On enterre à la Guillotière !
Les cimetières de la Guillotière
Publié le 27/09/2024 à 14:53 - 11 min - Modifié le 05/11/2024 par pylandron
Les cimetières semblent perpétuer au cœur des villes le romantisme d'une époque fantasmée où l'Histoire s'écrivait sous la plume de poètes maudits. Les vieux sépulcres, rongés par la végétation, se dressent contre l'horizon barré d'immeubles et de tours HLM, témoins silencieux d’un passé qui s'acharne à exister encore un peu. Autour d'eux, les allées ombragées tracent les méandres d’une ville miniature abandonnée. Ici, le promeneur est peu à peu gagné par un sentiment d'abandon, comme si le temps en ces murs avait cessé de s'écouler. Pourtant ces tombeaux immémoriaux, il a bien fallu les creuser, et ces croix de pierre les dresser. Les cimetières ont nécessairement une histoire...

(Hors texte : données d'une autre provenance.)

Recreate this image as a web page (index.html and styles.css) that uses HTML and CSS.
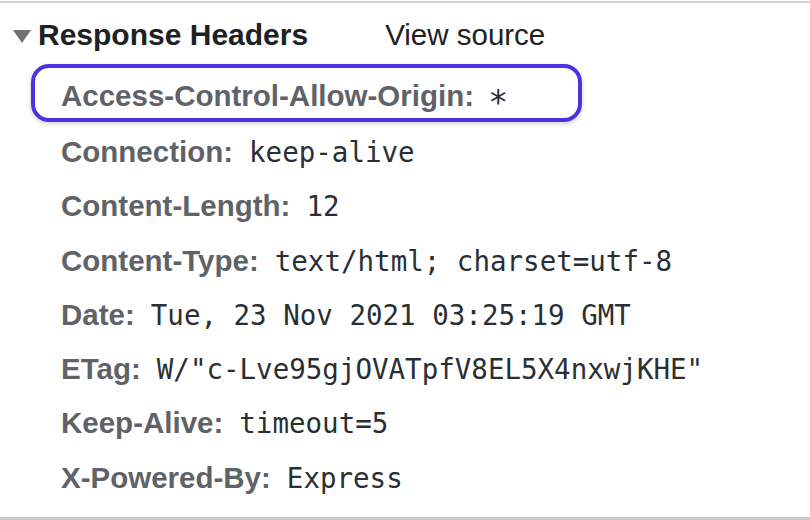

Les cimetières, tels qu’on les connait aujourd’hui, ont en fait une histoire assez récente. Avant le XIXe siècle, dans les villes, on enterrait les morts au plus près du lieu le plus saint, l’autel de l’église, afin de garantir au défunt son salut. Les cimetières s’étendaient donc sous et aux abords des églises et, à ce titre, existaient dans un espace social partagé avec les vivants. Les sépultures sont souvent anonymes pour le commun des morts.
Le 23 prairial an XII (12 juin 1804), Napoléon Bonaparte promulgue un décret qui va structurer la législation funéraire en France pour les siècles à venir. Connu sous le nom de “décret du 23 prairial an XII sur les sépultures”, ce texte vise à réglementer les cimetières et les pratiques funéraires dans le pays.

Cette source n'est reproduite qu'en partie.